L’intervento/ La torre crollata e la vita spezzata di Octay
Roma piange l’operaio che non tornerà più a casa. Tra retorica e ipocrisie, resta la polvere di un Paese che non protegge chi lavora.
(Foto: la Torre dei Conti crollata).
Si sono precipitati tutti a Largo Corrado Ricci, a Roma, dopo il crollo della Torre dei Conti. Un manufatto in piedi dal 1200 che implode su se stesso. Tutti a farsi riprendere dalle telecamere con la faccia contrita: dal sindaco con la fascia tricolore, che non manca mai, al ministro della Cultura con i suoi basettoni, a quello dell’Interno e a tutti coloro che avrebbero dovuto vigilare sulla staticità della torre.
Parole di commozione, lutto cittadino con tanto di bandiere a mezz’asta sugli edifici comunali e minuto di silenzio — mi piacerebbe sapere quanti romani l’hanno osservato — ma chi ci ha lasciato la pelle è stato un operaio rumeno di 66 anni, Octay Stroici, che da qualche anno viveva in Italia con la sua famiglia a Monterotondo, un paese alle porte di Roma.
Ha lasciato moglie e figlia. Era molto legato alla sua terra d’origine, dove contava di tornare appena raggiunta l’età della pensione. Octay si spezzava la schiena in cantiere; la moglie lavorava come cuoca ai fornelli di una tavola calda. Entrambi prendevano un treno all’alba per raggiungere i luoghi di lavoro e tornavano col buio. Ma quel maledetto giorno Octay non è tornato.
È rimasto undici ore sotto le macerie a respirare polvere, e a nulla sono valsi gli sforzi dei pompieri per tirarlo fuori. Quella stessa polvere che ha respirato per quarant’anni e che gli ha permesso di pagare gli studi della figlia fino alla laurea. Una soddisfazione immensa per Octay.

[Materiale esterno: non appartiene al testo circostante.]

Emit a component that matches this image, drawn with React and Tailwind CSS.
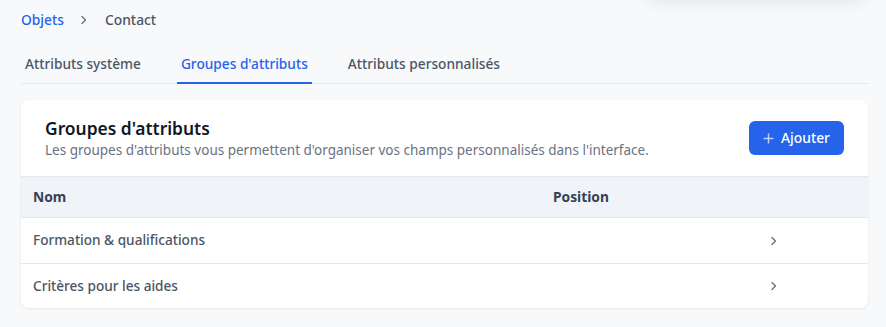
import React from "react";

function Chevron({ className = "" }) {
  return (
    <svg width="8" height="12" viewBox="0 0 8 12" className={className} fill="none">
      <path d="M2 2.5 L5.5 6 L2 9.5" stroke="currentColor" strokeWidth="1.4" strokeLinecap="round" strokeLinejoin="round" />
    </svg>
  );
}

export default function App() {
  const rows = ["Formation & qualifications", "Critères pour les aides"];
  return (
    <div className="relative min-h-[327px] bg-[#f8f9fb] pl-[21px] pr-[18px] pt-[10px] overflow-hidden font-['Noto_Sans',sans-serif]">
      <div className="absolute top-[-60px] left-[645px] w-[222px] h-[56px] rounded-lg bg-white shadow-[0_4px_18px_rgba(0,0,0,0.10)]" />
      <div className="flex items-center h-5 text-[13.8px]">
        <span className="text-[#2563eb] font-medium">Objets</span>
        <Chevron className="ml-[16px] mr-[17px] text-gray-500" />
        <span className="text-gray-600 font-medium">Contact</span>
      </div>
      <nav className="mt-[24px] flex gap-8 border-b border-gray-200">
        <div className="px-1 pb-[8px] text-[13.7px] leading-5 font-medium text-gray-600 -mb-px border-b-2 border-transparent">Attributs système</div>
        <div className="px-1 pb-[8px] text-[13.7px] leading-5 font-medium text-[#2563eb] -mb-px border-b-2 border-[#2563eb]">Groupes d'attributs</div>
        <div className="px-1 pb-[8px] text-[13.7px] leading-5 font-medium text-gray-600 -mb-px border-b-2 border-transparent">Attributs personnalisés</div>
      </nav>
      <div className="mt-4 bg-white rounded-lg shadow-[0_1px_3px_rgba(0,0,0,0.08)] overflow-hidden">
        <div className="flex items-center justify-between pl-6 pr-6 pt-[16px] pb-4">
          <div>
            <div className="text-[17.4px] leading-6 font-semibold text-gray-900">Groupes d'attributs</div>
            <div className="text-[13.5px] leading-5 text-gray-500">Les groupes d'attributs vous permettent d'organiser vos champs personnalisés dans l'interface.</div>
          </div>
          <button className="flex items-center gap-[7px] h-[34px] w-[95px] justify-center rounded-md bg-[#2563eb] text-white text-[13.8px] font-medium">
            <svg width="11" height="11" viewBox="0 0 11 11" className="opacity-70">
              <path d="M5.5 0.5 V10.5 M0.5 5.5 H10.5" stroke="white" strokeWidth="1.5" />
            </svg>
            Ajouter
          </button>
        </div>
        <div className="grid grid-cols-[520px_1fr] h-[42px] items-center bg-[#f0f3f8] border-t border-gray-200 border-b border-[#cfd8e3] text-[13.8px] font-bold text-gray-700">
          <div className="pl-3">Nom</div>
          <div className="pl-3">Position</div>
        </div>
        {rows.map((r, i) => (
          <div key={r} className={`grid grid-cols-[520px_1fr] h-[45px] items-center text-[13.6px] text-gray-600 font-medium ${i > 0 ? "border-t border-gray-200" : ""}`}>
            <div className="pl-3">{r}</div>
            <div className="flex justify-end pr-[90px] text-gray-500">
              <Chevron />
            </div>
          </div>
        ))}
      </div>
    </div>
  );
}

Non sappiamo se tutte le misure di sicurezza siano state adottate dalla ditta appaltatrice, ma far svolgere a un uomo di 66 anni attività lavorative in un cantiere — salire su impalcature a decine di metri da terra, trasportare pesi, rimuovere pietre — non sembra proprio il massimo. A quell’età i tempi di recupero fisico sono molto lunghi, soprattutto se hai svolto lo stesso lavoro per decine di anni.
Li chiamano lavori usuranti non a caso. E se ti manca un anno alla pensione, come nel caso di Octay, forse la direzione del cantiere e gli ispettori (se e quando ci sono) avrebbero fatto meglio a impiegarlo in un lavoro meno pericoloso. All’età di Octay non si può più parlare di lavoro usurante: Octay era già usurato.
Adesso partirà il solito teatrino dello scarico delle responsabilità. I sindacati chiederanno leggi più restrittive, quando sappiamo benissimo che quelle esistenti sono carta straccia di fronte alla necessità di lavorare, quando sei costretto ad accettare qualsiasi cosa pur di campare la famiglia.
Entreranno in campo gli avvocati e, tempo qualche settimana, nessuno più si ricorderà di Octay. Come non ci ricordiamo degli altri 681 operai morti dall’inizio di quest’anno.
Ci ricorderemo, però, della portavoce del ministero degli Esteri russo, Maria Zakharova, che ha detto che Octay è morto perché l’Italia “spende i suoi soldi inutilmente per sostenere l’Ucraina”.
Come diceva Stalin, “un morto è una tragedia, centinaia di migliaia di morti un problema politico”.